Wednesday, December 29, 2010

My Top 11 2010 Releases- and Five Favorites from the Backlist

2010 has been a great year in books and bookish life. When I was trying to come up with my top 10, I couldn't get past my top 16- 11 of which were released in 2010 and five of which were not. So rather than whittle it down further I decided just to tell you about all the books I loved this year.

I came up with this list by running through the list of this year's reads, which you can see on the sidebar of my blog at any time, and when one of them elicited a big smile and a great memory, I wrote the title on a list in a notebook.  I had 16 books and decided I couldn't really fail to mention any of them.
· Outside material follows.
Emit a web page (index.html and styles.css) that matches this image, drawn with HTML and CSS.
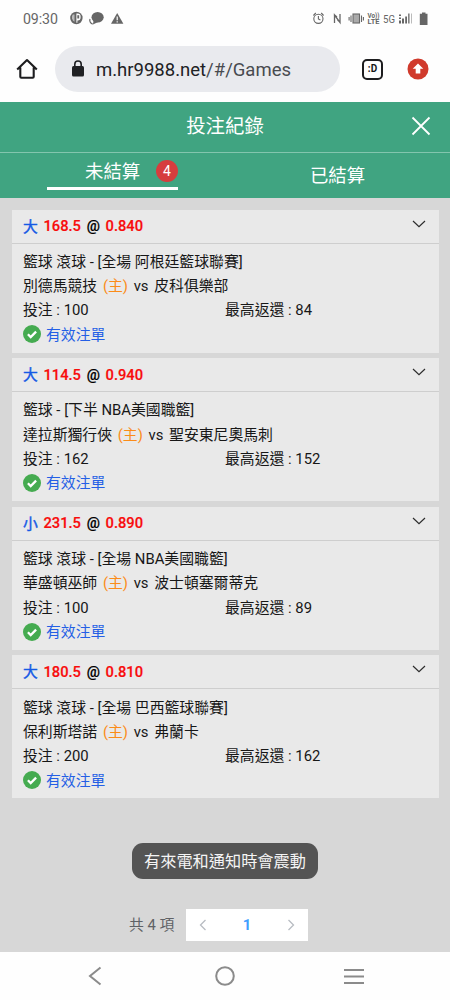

This list of my favorites this year is in no particular order. There's no way I could choose a #1 favorite!

My Favorite 2010 Releases:
  •  Eddie Signwriter, by Adam Schwartzman. If there is one truly hidden gem of 2010 it's Eddie Signwriter. It wasn't nominated for any big awards and I don't even know if anyone besides me even read it. But it's wonderful. Please read it. Please. Please.
  • The Tiger, by John Vaillant, a breathtaking pageturner, part adventure story, part history, part window into a little-known part of the world and part ecological plea on behalf of the Amur tiger.
  • Major Pettigrew's Last Stand, by Helen Simonson, a somewhat light but incredibly sweet and moving love story and story of the changing face of Great Britain.
  • The Passage, by Justin Cronin. A fab literary-pop page-turner about a post-apocalyptic America and the little girl destined to save it.
  • Venetia Kelly's Traveling Show, by Frank Delaney. The sequel, The Matchmaker of Kenmare, is due out in February and not a moment to soon to follow up this fun and very Irish novel about the theater, the family, love and history. If I could interview anyone in 2011 it would be Frank Delaney!
  • Running the Books, by Avi Steinberg. A winner of a memoir about a prison librarian and the challenges he faces on the job.
  • The Invisible Bridge, by Julie Orringer. A wonderful epic novel about Hungarian Jews trying to survive in World War 2-era Europe.
  • The Finkler Question, by Howard Jacobson. I don't care what anyone says- this serious and sophisticated novel about being Jewish and British deserved its Booker Prize win.
  • To the End of the Land, by David Grossman. A brilliant epic about family life and the life of a country.
  • The Debba, by Avner Mandelman. A really engrossing thriller about contemporary Israel and the meaning of identity, nominated for Canada's Giller Prize.
  • Broken Glass Park, by Alina Bronksy. A searing and psychologically honest portrayal of a young woman whose life and family have been shattered by domestic violence. Heartbreaking and all too real.

The Backlisters I Loved:
    • Disgrace, by J.M. Coetzee. Booker-Prize winner and stunning work of literature about scandal and its consequences. Not for the faint of heart!
    • The Rooftops of Tehran, by Mahbod Seraji. A paean to childhood and growing up set in Iran, both sweet and tragic, tender and bittersweet.
    • The Halfway House, by Guillermo Rosales. A book I wish everyone would read, a difficult novella about the fight to live with dignity against impossible odds.
    • Asta in the Wings, by Jan Elizabeth Watson. Hands-down one of the best books I've read about childhood, a brilliant and beautiful book; a little girl and her brother come out of isolation to face the world separately and together.
    • Await Your Reply, by Dan Chaon. Wow. Just, wow. I sped-read this in two days and it still haunts me. A gripping story of that elusive thing called identity.